Exercise instructions | Restate the data word for word and leave the images out.

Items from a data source

============

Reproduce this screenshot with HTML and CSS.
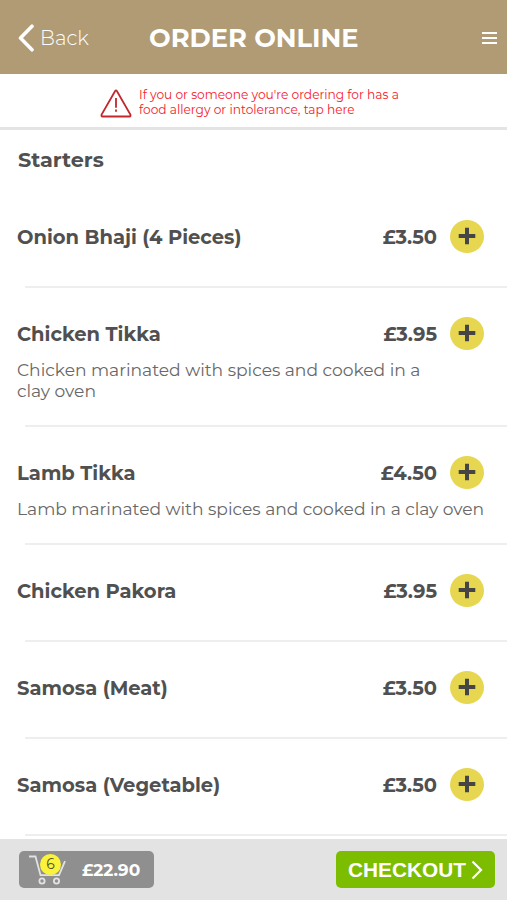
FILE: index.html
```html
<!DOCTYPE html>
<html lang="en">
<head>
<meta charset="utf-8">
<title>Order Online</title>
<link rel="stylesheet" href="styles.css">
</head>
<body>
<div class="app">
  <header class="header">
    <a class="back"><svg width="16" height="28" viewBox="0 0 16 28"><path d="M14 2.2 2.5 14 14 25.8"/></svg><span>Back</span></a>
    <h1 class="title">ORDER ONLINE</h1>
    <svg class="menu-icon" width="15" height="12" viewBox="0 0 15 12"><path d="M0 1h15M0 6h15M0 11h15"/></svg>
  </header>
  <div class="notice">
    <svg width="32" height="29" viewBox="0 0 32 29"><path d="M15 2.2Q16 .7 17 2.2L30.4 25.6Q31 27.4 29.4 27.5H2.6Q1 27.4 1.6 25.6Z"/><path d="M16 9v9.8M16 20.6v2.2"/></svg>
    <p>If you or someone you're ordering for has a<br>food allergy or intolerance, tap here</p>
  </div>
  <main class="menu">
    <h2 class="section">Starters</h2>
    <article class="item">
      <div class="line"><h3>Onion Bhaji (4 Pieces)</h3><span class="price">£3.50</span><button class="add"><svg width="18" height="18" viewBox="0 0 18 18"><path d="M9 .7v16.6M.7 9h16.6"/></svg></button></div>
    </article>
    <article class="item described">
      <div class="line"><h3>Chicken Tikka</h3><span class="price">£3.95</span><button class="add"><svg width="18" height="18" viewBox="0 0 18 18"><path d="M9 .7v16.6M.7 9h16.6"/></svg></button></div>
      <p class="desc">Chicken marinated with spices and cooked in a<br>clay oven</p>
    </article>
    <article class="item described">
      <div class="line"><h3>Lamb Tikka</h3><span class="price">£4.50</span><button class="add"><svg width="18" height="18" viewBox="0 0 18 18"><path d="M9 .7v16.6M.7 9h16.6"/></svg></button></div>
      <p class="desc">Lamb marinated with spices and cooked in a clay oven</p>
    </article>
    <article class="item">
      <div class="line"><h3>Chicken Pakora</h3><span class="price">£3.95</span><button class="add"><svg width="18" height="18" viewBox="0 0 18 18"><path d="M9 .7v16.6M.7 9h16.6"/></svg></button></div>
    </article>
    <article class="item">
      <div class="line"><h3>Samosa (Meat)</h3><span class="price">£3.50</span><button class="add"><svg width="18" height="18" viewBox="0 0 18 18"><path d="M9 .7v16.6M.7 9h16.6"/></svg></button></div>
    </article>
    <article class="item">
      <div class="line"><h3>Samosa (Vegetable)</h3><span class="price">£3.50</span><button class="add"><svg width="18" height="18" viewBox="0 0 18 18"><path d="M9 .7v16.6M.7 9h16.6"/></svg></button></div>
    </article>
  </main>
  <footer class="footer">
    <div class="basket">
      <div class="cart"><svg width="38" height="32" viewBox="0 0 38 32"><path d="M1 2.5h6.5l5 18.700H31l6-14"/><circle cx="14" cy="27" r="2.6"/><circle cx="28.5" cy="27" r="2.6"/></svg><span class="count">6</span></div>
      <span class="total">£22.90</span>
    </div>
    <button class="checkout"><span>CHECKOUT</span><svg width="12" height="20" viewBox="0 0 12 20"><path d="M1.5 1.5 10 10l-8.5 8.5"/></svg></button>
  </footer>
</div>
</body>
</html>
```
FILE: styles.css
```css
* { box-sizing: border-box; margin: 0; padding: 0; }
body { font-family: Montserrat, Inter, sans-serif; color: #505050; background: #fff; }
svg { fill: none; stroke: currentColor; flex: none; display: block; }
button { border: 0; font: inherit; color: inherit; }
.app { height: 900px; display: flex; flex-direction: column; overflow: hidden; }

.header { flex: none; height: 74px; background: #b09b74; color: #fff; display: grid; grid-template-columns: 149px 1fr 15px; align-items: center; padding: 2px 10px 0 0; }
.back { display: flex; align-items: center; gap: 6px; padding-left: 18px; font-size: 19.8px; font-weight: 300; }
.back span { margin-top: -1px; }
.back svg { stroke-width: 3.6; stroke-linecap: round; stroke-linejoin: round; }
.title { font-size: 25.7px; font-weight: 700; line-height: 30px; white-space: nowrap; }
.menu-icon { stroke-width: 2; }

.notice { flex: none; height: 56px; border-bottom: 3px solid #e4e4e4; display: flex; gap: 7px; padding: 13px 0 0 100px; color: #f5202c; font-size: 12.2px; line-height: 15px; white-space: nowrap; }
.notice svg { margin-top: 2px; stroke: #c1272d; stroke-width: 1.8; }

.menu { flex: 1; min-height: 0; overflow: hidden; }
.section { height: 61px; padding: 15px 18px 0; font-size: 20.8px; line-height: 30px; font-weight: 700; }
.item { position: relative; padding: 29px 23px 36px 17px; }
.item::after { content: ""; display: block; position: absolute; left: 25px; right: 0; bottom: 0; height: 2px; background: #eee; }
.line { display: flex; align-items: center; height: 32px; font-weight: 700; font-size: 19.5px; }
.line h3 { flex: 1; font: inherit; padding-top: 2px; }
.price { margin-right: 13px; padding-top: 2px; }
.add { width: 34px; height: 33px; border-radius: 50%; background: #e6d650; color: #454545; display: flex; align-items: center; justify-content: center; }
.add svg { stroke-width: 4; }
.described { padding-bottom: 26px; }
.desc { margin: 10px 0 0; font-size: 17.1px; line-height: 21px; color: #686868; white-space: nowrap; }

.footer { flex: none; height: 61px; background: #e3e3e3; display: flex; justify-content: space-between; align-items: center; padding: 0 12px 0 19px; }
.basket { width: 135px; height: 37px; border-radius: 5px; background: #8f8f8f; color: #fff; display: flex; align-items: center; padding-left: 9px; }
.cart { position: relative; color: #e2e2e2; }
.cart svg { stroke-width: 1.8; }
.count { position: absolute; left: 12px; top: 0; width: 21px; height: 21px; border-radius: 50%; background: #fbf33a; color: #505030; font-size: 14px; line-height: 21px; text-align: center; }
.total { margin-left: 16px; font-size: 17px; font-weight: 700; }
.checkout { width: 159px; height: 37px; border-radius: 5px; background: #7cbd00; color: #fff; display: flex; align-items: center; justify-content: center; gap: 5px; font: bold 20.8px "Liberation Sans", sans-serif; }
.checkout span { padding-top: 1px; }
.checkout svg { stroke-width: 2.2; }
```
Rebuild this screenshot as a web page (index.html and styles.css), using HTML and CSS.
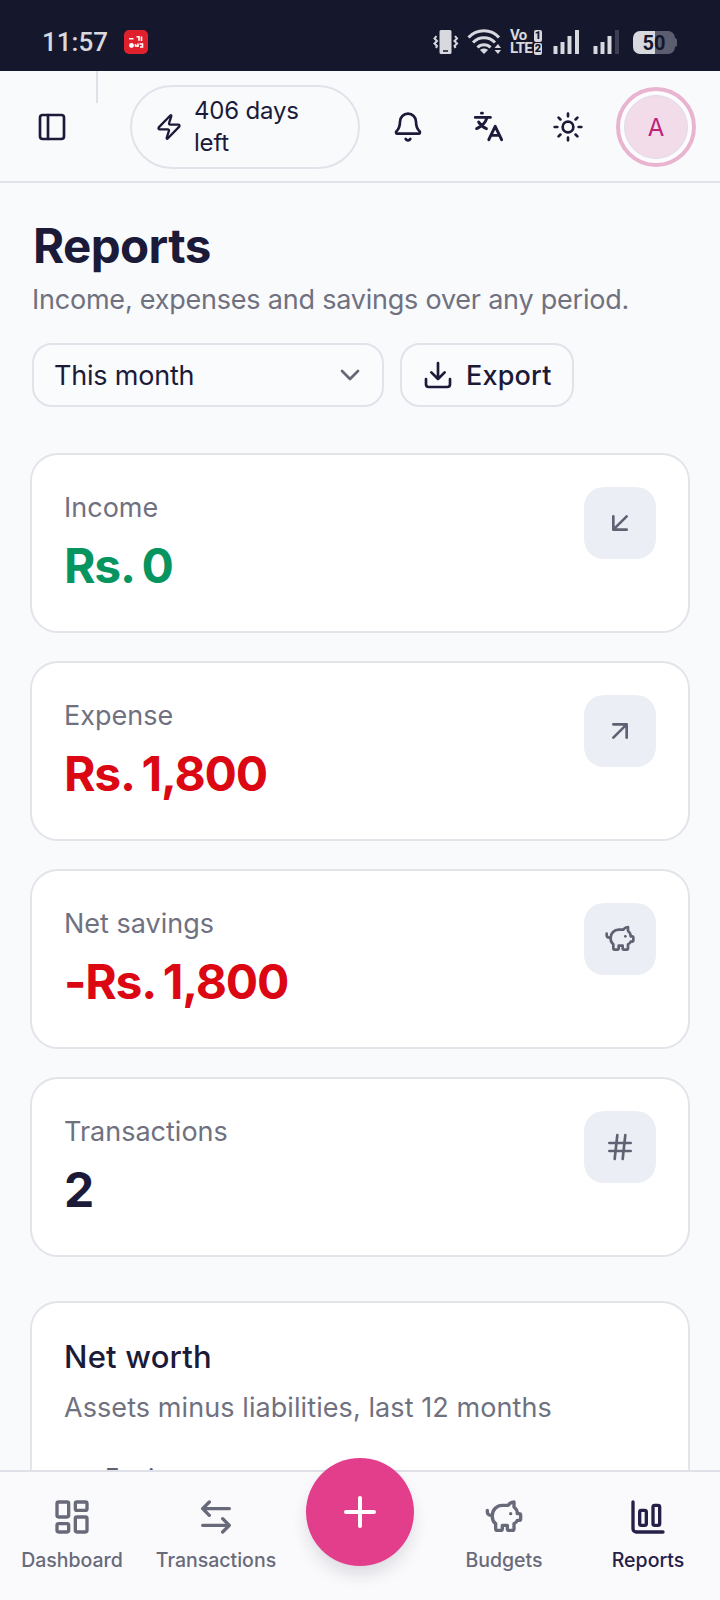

============

Solution to this exercise |
Reproduce this screenshot with HTML and CSS.
FILE: index.html
```html
<!DOCTYPE html>
<html lang="en">
<head>
<meta charset="utf-8">
<title>Order Online</title>
<link rel="stylesheet" href="styles.css">
</head>
<body>
<div class="app">
  <header class="header">
    <a class="back"><svg width="16" height="28" viewBox="0 0 16 28"><path d="M14 2.2 2.5 14 14 25.8"/></svg><span>Back</span></a>
    <h1 class="title">ORDER ONLINE</h1>
    <svg class="menu-icon" width="15" height="12" viewBox="0 0 15 12"><path d="M0 1h15M0 6h15M0 11h15"/></svg>
  </header>
  <div class="notice">
    <svg width="32" height="29" viewBox="0 0 32 29"><path d="M15 2.2Q16 .7 17 2.2L30.4 25.6Q31 27.4 29.4 27.5H2.6Q1 27.4 1.6 25.6Z"/><path d="M16 9v9.8M16 20.6v2.2"/></svg>
    <p>If you or someone you're ordering for has a<br>food allergy or intolerance, tap here</p>
  </div>
  <main class="menu">
    <h2 class="section">Starters</h2>
    <article class="item">
      <div class="line"><h3>Onion Bhaji (4 Pieces)</h3><span class="price">£3.50</span><button class="add"><svg width="18" height="18" viewBox="0 0 18 18"><path d="M9 .7v16.6M.7 9h16.6"/></svg></button></div>
    </article>
    <article class="item described">
      <div class="line"><h3>Chicken Tikka</h3><span class="price">£3.95</span><button class="add"><svg width="18" height="18" viewBox="0 0 18 18"><path d="M9 .7v16.6M.7 9h16.6"/></svg></button></div>
      <p class="desc">Chicken marinated with spices and cooked in a<br>clay oven</p>
    </article>
    <article class="item described">
      <div class="line"><h3>Lamb Tikka</h3><span class="price">£4.50</span><button class="add"><svg width="18" height="18" viewBox="0 0 18 18"><path d="M9 .7v16.6M.7 9h16.6"/></svg></button></div>
      <p class="desc">Lamb marinated with spices and cooked in a clay oven</p>
    </article>
    <article class="item">
      <div class="line"><h3>Chicken Pakora</h3><span class="price">£3.95</span><button class="add"><svg width="18" height="18" viewBox="0 0 18 18"><path d="M9 .7v16.6M.7 9h16.6"/></svg></button></div>
    </article>
    <article class="item">
      <div class="line"><h3>Samosa (Meat)</h3><span class="price">£3.50</span><button class="add"><svg width="18" height="18" viewBox="0 0 18 18"><path d="M9 .7v16.6M.7 9h16.6"/></svg></button></div>
    </article>
    <article class="item">
      <div class="line"><h3>Samosa (Vegetable)</h3><span class="price">£3.50</span><button class="add"><svg width="18" height="18" viewBox="0 0 18 18"><path d="M9 .7v16.6M.7 9h16.6"/></svg></button></div>
    </article>
  </main>
  <footer class="footer">
    <div class="basket">
      <div class="cart"><svg width="38" height="32" viewBox="0 0 38 32"><path d="M1 2.5h6.5l5 18.700H31l6-14"/><circle cx="14" cy="27" r="2.6"/><circle cx="28.5" cy="27" r="2.6"/></svg><span class="count">6</span></div>
      <span class="total">£22.90</span>
    </div>
    <button class="checkout"><span>CHECKOUT</span><svg width="12" height="20" viewBox="0 0 12 20"><path d="M1.5 1.5 10 10l-8.5 8.5"/></svg></button>
  </footer>
</div>
</body>
</html>
```
FILE: styles.css
```css
* { box-sizing: border-box; margin: 0; padding: 0; }
body { font-family: Montserrat, Inter, sans-serif; color: #505050; background: #fff; }
svg { fill: none; stroke: currentColor; flex: none; display: block; }
button { border: 0; font: inherit; color: inherit; }
.app { height: 900px; display: flex; flex-direction: column; overflow: hidden; }

.header { flex: none; height: 74px; background: #b09b74; color: #fff; display: grid; grid-template-columns: 149px 1fr 15px; align-items: center; padding: 2px 10px 0 0; }
.back { display: flex; align-items: center; gap: 6px; padding-left: 18px; font-size: 19.8px; font-weight: 300; }
.back span { margin-top: -1px; }
.back svg { stroke-width: 3.6; stroke-linecap: round; stroke-linejoin: round; }
.title { font-size: 25.7px; font-weight: 700; line-height: 30px; white-space: nowrap; }
.menu-icon { stroke-width: 2; }

.notice { flex: none; height: 56px; border-bottom: 3px solid #e4e4e4; display: flex; gap: 7px; padding: 13px 0 0 100px; color: #f5202c; font-size: 12.2px; line-height: 15px; white-space: nowrap; }
.notice svg { margin-top: 2px; stroke: #c1272d; stroke-width: 1.8; }

.menu { flex: 1; min-height: 0; overflow: hidden; }
.section { height: 61px; padding: 15px 18px 0; font-size: 20.8px; line-height: 30px; font-weight: 700; }
.item { position: relative; padding: 29px 23px 36px 17px; }
.item::after { content: ""; display: block; position: absolute; left: 25px; right: 0; bottom: 0; height: 2px; background: #eee; }
.line { display: flex; align-items: center; height: 32px; font-weight: 700; font-size: 19.5px; }
.line h3 { flex: 1; font: inherit; padding-top: 2px; }
.price { margin-right: 13px; padding-top: 2px; }
.add { width: 34px; height: 33px; border-radius: 50%; background: #e6d650; color: #454545; display: flex; align-items: center; justify-content: center; }
.add svg { stroke-width: 4; }
.described { padding-bottom: 26px; }
.desc { margin: 10px 0 0; font-size: 17.1px; line-height: 21px; color: #686868; white-space: nowrap; }

.footer { flex: none; height: 61px; background: #e3e3e3; display: flex; justify-content: space-between; align-items: center; padding: 0 12px 0 19px; }
.basket { width: 135px; height: 37px; border-radius: 5px; background: #8f8f8f; color: #fff; display: flex; align-items: center; padding-left: 9px; }
.cart { position: relative; color: #e2e2e2; }
.cart svg { stroke-width: 1.8; }
.count { position: absolute; left: 12px; top: 0; width: 21px; height: 21px; border-radius: 50%; background: #fbf33a; color: #505030; font-size: 14px; line-height: 21px; text-align: center; }
.total { margin-left: 16px; font-size: 17px; font-weight: 700; }
.checkout { width: 159px; height: 37px; border-radius: 5px; background: #7cbd00; color: #fff; display: flex; align-items: center; justify-content: center; gap: 5px; font: bold 20.8px "Liberation Sans", sans-serif; }
.checkout span { padding-top: 1px; }
.checkout svg { stroke-width: 2.2; }
```
Rebuild this screenshot as a web page (index.html and styles.css), using HTML and CSS.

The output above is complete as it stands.